BRASÍLIA, DF (FOLHAPRESS) – O promotor do Gaeco (Grupo de Atuação Especial de Repressão ao Crime Organizado de São Paulo) do Ministério Público de São Paulo Lincoln Gakiya disse nesta terça-feira (23) que São Paulo não fez a lição de casa e precisa fazer a mea culpa pelo crescimento e exportação do PCC (Primeiro Comando da Capital) para fora do estado.

Na avaliação dele, esse crescimento surgiu pela ausência do Estado e a negação da realidade, ou seja, a falta de reconhecimento da dimensão e da importância que o PCC estava ganhando.

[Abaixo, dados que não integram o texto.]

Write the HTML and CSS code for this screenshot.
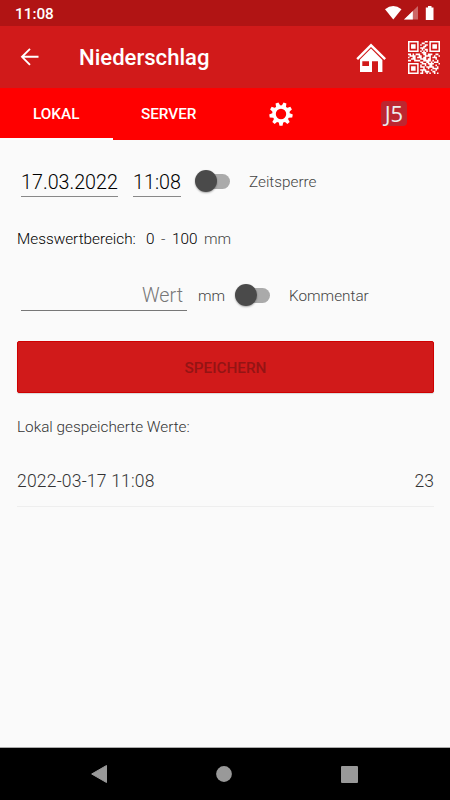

O resultado dessa negligência foi que uma pequena facção prisional, surgida em 1993, cresceu de forma desordenada, tornou-se uma das maiores organizações criminosas do mundo e se espalhou por todo o Brasil, América do Sul e outros 28 países.

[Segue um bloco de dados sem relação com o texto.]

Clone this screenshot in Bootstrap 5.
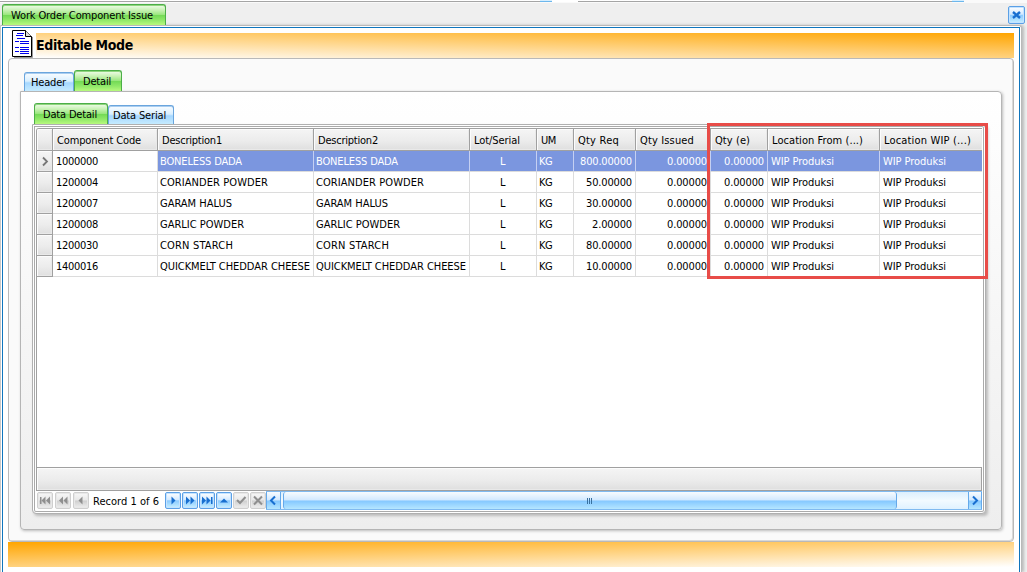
<!DOCTYPE html>
<html lang="en">
<head>
<meta charset="utf-8">
<title>Work Order Component Issue</title>
<link href="https://cdn.jsdelivr.net/npm/bootstrap@5.3.0/dist/css/bootstrap.min.css" rel="stylesheet">
<style>
body{width:1027px;height:572px;overflow:hidden;background:#efefef;font:11px/14px "DejaVu Sans Condensed","DejaVu Sans",sans-serif;font-stretch:condensed;color:#000}
.fit{display:inline-block;white-space:nowrap}
.topstrip{height:3px;background:#fafafa}
.topstrip i{display:block;height:2px;border-bottom:1px solid #a5a5a5;background:#fff}
.topstrip i.cap{border-color:#6db7ec;background:#d5eeff;width:12px}
.tabx{border:1px solid #4cae48;border-bottom:0;border-radius:3px 3px 0 0;background:linear-gradient(#f1fceb 0,#c9f2b6 25%,#9be77f 48%,#74da56 52%,#8fe868 75%,#b8f97e);box-shadow:inset 0 1px #8fd57e;height:21px;padding-left:8px;padding-top:4px;white-space:nowrap}
.tabx.off{border-color:#6aa5dd;height:19px;background:linear-gradient(#fafdff 0,#d9efff 45%,#a5d7ff 55%,#b4e0ff 75%,#c5ebff);box-shadow:inset 0 1px #a9cdf0;padding-top:3px}
.docwrap{height:22px;padding-left:2px;border-bottom:0}
.frame{height:547px;width:1022px;border:1px solid #b9b9b9;border-left-color:#c8c8c8;border-bottom:0;background:#fff;padding:1px 1px 0 1px;box-shadow:2px 0 3px #bbb;border-radius:0 3px 0 0}
.frame2{height:545px;border:1px solid #0f75bd;border-bottom:0;padding:5px 5px 0}
.band{height:25px;background:linear-gradient(to bottom left,#ffa500,#fff)}
.band.bot{background:linear-gradient(to bottom right,#ffa500,#fff)}
.p0{height:484px;border:1px solid #b9b9b9;border-radius:4px;background:#fafafa;padding:10px 11px 0;box-shadow:inset -1px -1px #d9d9d9}
.p1{height:439px;border:1px solid #b5b5b5;border-radius:0 4px 4px 4px;background:linear-gradient(#fff,#eee);box-shadow:1px 1px 3px #bbb;padding:11px 0 0 11px}
.p2{width:954px;height:390px;border:1px solid #b0b0b0;border-radius:0 4px 4px 4px;background:#fff;box-shadow:inset 0 0 0 1px #fff,inset 0 0 0 2px #aaa,2px 2px 3px #bbb;padding:3px 0 0 3px}
.gridx{width:946px;height:339px;overflow:hidden;border-left:1px solid #a0a0a0;border-top:1px solid #a0a0a0;border-radius:3px 0 0 0}
.r{display:grid;grid-template-columns:16px 105px 156px 156px 67px 37px 62px 75px 57px 112px 102px;height:21px;line-height:22px}
.r>div{border-right:1px solid #dcdcdc;border-bottom:1px solid #dcdcdc;padding:0 3px;white-space:nowrap;overflow:hidden}
.r:not(.hd)>div:nth-child(3),.r:not(.hd)>div:nth-child(4),.r:not(.hd)>div:nth-child(6){padding-left:2px}
.r>div:last-child{border-right:0}
.r>div:first-child,.hd>div,.foot{background:linear-gradient(#f5f5f5,#ececec 55%,#dfdfdf);box-shadow:inset 1px 1px #fcfcfc,inset -1px -1px #e9e9e9}
.r>div:first-child{border-color:#a0a0a0;padding:0}
.hd{height:22px;line-height:24px}
.hd>div{border-color:#a0a0a0!important;padding:0 4px}
.sel>div:nth-child(n+3){background:#7b96df;color:#fff;border-right-color:#c5d0f2}
.n{text-align:right}
.foot{width:946px;height:24px;border:1px solid #a0a0a0}
.nb{width:16px;height:17px;border:1px solid #5ba0e6;border-radius:2px;background:linear-gradient(#fff,#d4eaff 45%,#8ccbff 52%,#c8f0ff);box-shadow:inset 0 0 0 1px #c5e3ff;color:#186fd0;display:flex;margin-right:1px;flex:none}
.nb svg{display:block;width:14px;height:15px}
.nb.dis{border-color:#cfcfcf;background:linear-gradient(#f8f8f8,#e8e8e8 48%,#cfcfcf 52%,#efefef);box-shadow:inset 0 0 0 1px #e8e8e8;color:#8f8f8f}
.sb{width:716px;height:19px;background:linear-gradient(#dceffe,#f2faff 50%,#e0f2ff);border:1px solid #80baf0;border-width:1px 0}
.sb>div{border:1px solid #65a9ea;border-width:0 1px;background:linear-gradient(#f8fcff,#d4eaff 45%,#86c9ff 54%,#b5e6ff);height:17px;color:#186fd0}
.thumb{width:614px;border-radius:3px;margin:0 0 0 2px}
.hl{position:absolute;left:707px;top:123px;width:281px;height:156px;border:3px solid #e84c48}
</style>
</head>
<body>
<div class="topstrip d-flex"><i style="width:540px"></i><i class="cap"></i><i style="width:26px;border-color:#fff"></i><i style="width:374px"></i><i class="cap"></i></div>
<div class="docwrap d-flex justify-content-between">
 <div class="tabx" style="width:164px;margin-top:1px"><span class="fit" data-w="142">Work Order Component Issue</span></div>
 <div class="nb" style="width:17px;height:18px;margin:3px 2px 0 0"><svg viewBox="0 0 14 15"><path d="M4 5l7 6M11 5l-7 6" stroke="currentColor" stroke-width="2.4"/></svg></div>
</div>
<div class="frame"><div class="frame2">
 <div class="d-flex" style="height:25px">
  <svg width="28" height="28" viewBox="0 0 28 28" style="margin-top:-3px;flex:none;position:relative"><path d="M6 27.500h18.500V7" fill="none" stroke="#999"/><path d="M4.500 .5h13l6 6v20h-19z" fill="#fff" stroke="#000"/><path d="M17.500 .5v6h6" fill="#ddd" stroke="#000"/><path d="M9 3.500h7M8 5.500h7M7 11.500h4M12 11.500h9M12 13.500h9M7 17.500h4M12 17.500h9M12 19.500h9M7 21.500h4M12 21.500h9M12 23.500h9M9 8.500h8" stroke="#00e" shape-rendering="crispEdges"/></svg>
  <div class="band flex-fill"><span class="fit fw-bold" data-w="97" style="font-size:14px;line-height:24px">Editable Mode</span></div>
 </div>
 <div class="p0">
  <div class="d-flex align-items-end" style="height:22px;padding-left:4px">
   <div class="tabx off" style="width:50px;padding-left:6px"><span class="fit" data-w="35">Header</span></div>
   <div class="tabx" style="width:48px"><span class="fit" data-w="28">Detail</span></div>
  </div>
  <div class="p1">
   <div class="d-flex align-items-end" style="height:21px;padding-left:2px">
    <div class="tabx" style="width:74px"><span class="fit" data-w="54">Data Detail</span></div>
    <div class="tabx off" style="width:66px;padding-left:4px"><span class="fit" data-w="53">Data Serial</span></div>
   </div>
   <div class="p2">
    <div class="gridx" id="grid"></div>
    <div class="foot"></div>
    <div class="d-flex" id="nav" style="height:19px"></div>
   </div>
  </div>
 </div>
 <div class="band bot"></div>
</div></div>
<div class="hl"></div>
<script>
const t=(s,w)=>`<span class="fit" data-w="${w}">${s}</span>`;
const names=[['1000000','BONELESS DADA',82,'800.00000',52],['1200004','CORIANDER POWDER',108,'50.00000',46],['1200007','GARAM HALUS',72,'30.00000',46],['1200008','GARLIC POWDER',84,'2.00000',40],['1200030','CORN STARCH',73,'80.00000',46],['1400016','QUICKMELT CHEDDAR CHEESE',150,'10.00000',46]];
const heads=[['Component Code',84],['Description1',60],['Description2',60],['Lot/Serial',46],['UM',15],['Qty Req',41],['Qty Issued',54],['Qty (e)',35],['Location From (...)',91],['Location WIP (...)',87]];
let h='<div class="r hd"><div></div>'+heads.map(([s,w])=>`<div>${t(s,w)}</div>`).join('')+'</div>';
names.forEach(([c,d,w,q,qw],i)=>{
 h+=`<div class="r ${i?'':'sel'}"><div>${i?'':'<svg width="15" height="20" style="display:block"><path d="M6 6.500l4 4-4 4" fill="none" stroke="#777" stroke-width="1.800"/></svg>'}</div><div>${t(c,42)}</div><div>${t(d,w)}</div><div>${t(d,w)}</div><div class="text-center">${t('L',6)}</div><div>${t('KG',13)}</div><div class="n">${t(q,qw)}</div><div class="n">${t('0.00000',40)}</div><div class="n">${t('0.00000',40)}</div><div>${t('WIP Produksi',63)}</div><div>${t('WIP Produksi',63)}</div></div>`;
});
grid.innerHTML=h;
const L='M0 0l-4 4 4 4z',R='M0 0l4 4-4 4z';
const b=(inner,c,mr)=>`<div class="nb ${c}" style="margin:1px ${mr}px 0 0"><svg viewBox="0 0 14 15" fill="currentColor">${inner}</svg></div>`;
const p=(d,x)=>`<path d="${d}" transform="translate(${x} 3.500)"/>`;
nav.innerHTML='<div style="width:1px"></div>'+b('<path d="M2 4h1.500v7h-1.500z"/>'+p(L,7.5)+p(L,12),'dis',2)+b(p(L,7)+p(L,11.5),'dis',2)+b(p(L,8.5),'dis',0)
+`<div style="width:76px;padding:4px 0 0 4px">${t('Record 1 of 6',66)}</div>`
+b(p(R,5.5),'',1)+b(p(R,3)+p(R,7.5),'',1)+b(p(R,2)+p(R,6.5)+'<path d="M11 4h1.500v7h-1.500z"/>','',1)+b('<path d="M3 9.500l4-4 4 4z"/>','',1)
+b('<path d="M3 7l3 3 5.500-6" fill="none" stroke="currentColor" stroke-width="2"/>','dis',1)+b('<path d="M3 3.500l8 8M11 3.500l-8 8" stroke="currentColor" stroke-width="2"/>','dis',0)
+`<div class="sb d-flex"><div style="width:15px"><svg width="13" height="17" class="d-block"><path d="M8 4.500l-4 4 4 4" fill="none" stroke="currentColor" stroke-width="2"/></svg></div><div class="thumb"><svg width="612" height="17" class="d-block"><path d="M303.500 6v6M305.500 6v6M307.500 6v6" stroke="#39719f"/></svg></div><div style="width:14px;margin-left:auto"><svg width="12" height="17" class="d-block"><path d="M4 4.500l4 4-4 4" fill="none" stroke="currentColor" stroke-width="2"/></svg></div></div>`;
// Keep each label at its designed width whatever the font metrics are.
document.querySelectorAll('[data-w]').forEach(e=>{const n=e.textContent.length,w=e.getBoundingClientRect().width,s=(e.dataset.w-w)/n;e.style.letterSpacing=s.toFixed(3)+'px'});
</script>
<script src="https://cdn.jsdelivr.net/npm/bootstrap@5.3.0/dist/js/bootstrap.bundle.min.js"></script>
</body>
</html>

Dessa forma, ele avaliou que São Paulo não fez a “lição de casa” e que a responsabilidade é compartilhada, incluindo também o Ministério Público de São Paulo, que atua em conjunto com as forças de segurança.

“O Estado de São Paulo não fez sua lição de casa. Inclusive quando faço essas colocações incluo o Ministério Público de São Paulo porque atuamos em conjunto com as forças de segurança. O Estado de São Paulo falhou. Produzimos desde 1993, o surgimento e crescimento de uma grande organização criminosa, que hoje se espalhou por todos Estados do país, toda América do Sul e 28 países pelo mundo.

A declaração foi dada em audiência na Câmara dos Deputados para discutir a PEC da Segurança. Na ocasião, ele criticou parte do texto que aumenta a atribuição da Polícia Federal.

“O Estado de São Paulo precisa realmente fazer sua mea culpa, porque exportamos essa facção para os demais estados do Brasil e nós, de certa maneira, ajudamos a criar a primeira máfia do Brasil. O problema já está instalado.”

O texto da PEC prevê que a PF possa apurar infrações penais contra a ordem política e social, investigar organizações criminosas e milícias privadas em casos de repercussão interestadual ou internacional.

O promotor se posicionou contrário à ideia de atribuir exclusivamente à Polícia Federal o combate a organizações criminosas interestaduais e transnacionais, milícias e crimes de repercussão nacional.

Ele argumenta que a redação da proposta não deixa claro que essa seria uma atribuição concorrente, ou seja, compartilhada com as polícias judiciárias dos estados e com o Ministério Público.

Gakiya ainda alerta para o risco de que, com essa nova redação, advogados poderiam argumentar nos tribunais que qualquer investigação contra facções como o PCC ou o Comando Vermelho seria de competência exclusiva da Polícia Federal, o que poderia anular o trabalho de outras forças de segurança.

Ele ressalta a importância de todos os artigos da legislação, afirmando que “o diabo mora nos detalhes”.

“A Polícia Federal, com cerca de 13 mil policiais, não teria capacidade de assumir sozinha o combate a um fenômeno tão amplo, em comparação com os mais de 700 mil policiais estaduais e guardas-civis metropolitanas disponíveis no país”, disse

A solução, na avaliação do promotor, não é centralizar a responsabilidade em uma única força, mas promover a integração e a cooperação. Ele afirma que as grandes operações de sucesso já comprovaram que a única forma de atuar eficazmente é de maneira integrada e em multiagências.

Nesse modelo, a Polícia Federal atuaria em conjunto com a Polícia Rodoviária Federal, a Receita Federal, as secretarias da fazenda estaduais e os Ministérios Públicos, em um ambiente horizontal onde não há sobreposição das polícias.

Ele disse que a Agência Antimáfia, que estava sendo pensada dentro do projeto Antimáfia do Ministério da Justiça e Segurança Pública, seria uma alternativa eficaz para o combate ao crime organizado em comparação com os modelos atuais.

Apesar de defender a proposta, mencionou que foi “voto vencido” sobre o tema, que saiu da versão final do projeto que tramita dentro do Ministério da Justiça e Segurança Pública. O tema acabou suprimido do texto após pressão da Polícia Federal.

Na sua avaliação, a proposta não seria criar outra força policial, mas teria função de coordenar os trabalhos entre as diversas instituições de segurança e fiscalização, e não estar hierarquicamente acima delas.

A agência promoveria a atuação conjunta e integrada de diversas instituições que são importantes para o combate ao crime organizado, como a Polícia Federal, a Polícia Rodoviária Federal, a Receita Federal, Coaf (Conselho de Controle de Atividades Financeiras), as secretarias da Fazenda e os ministérios públicos.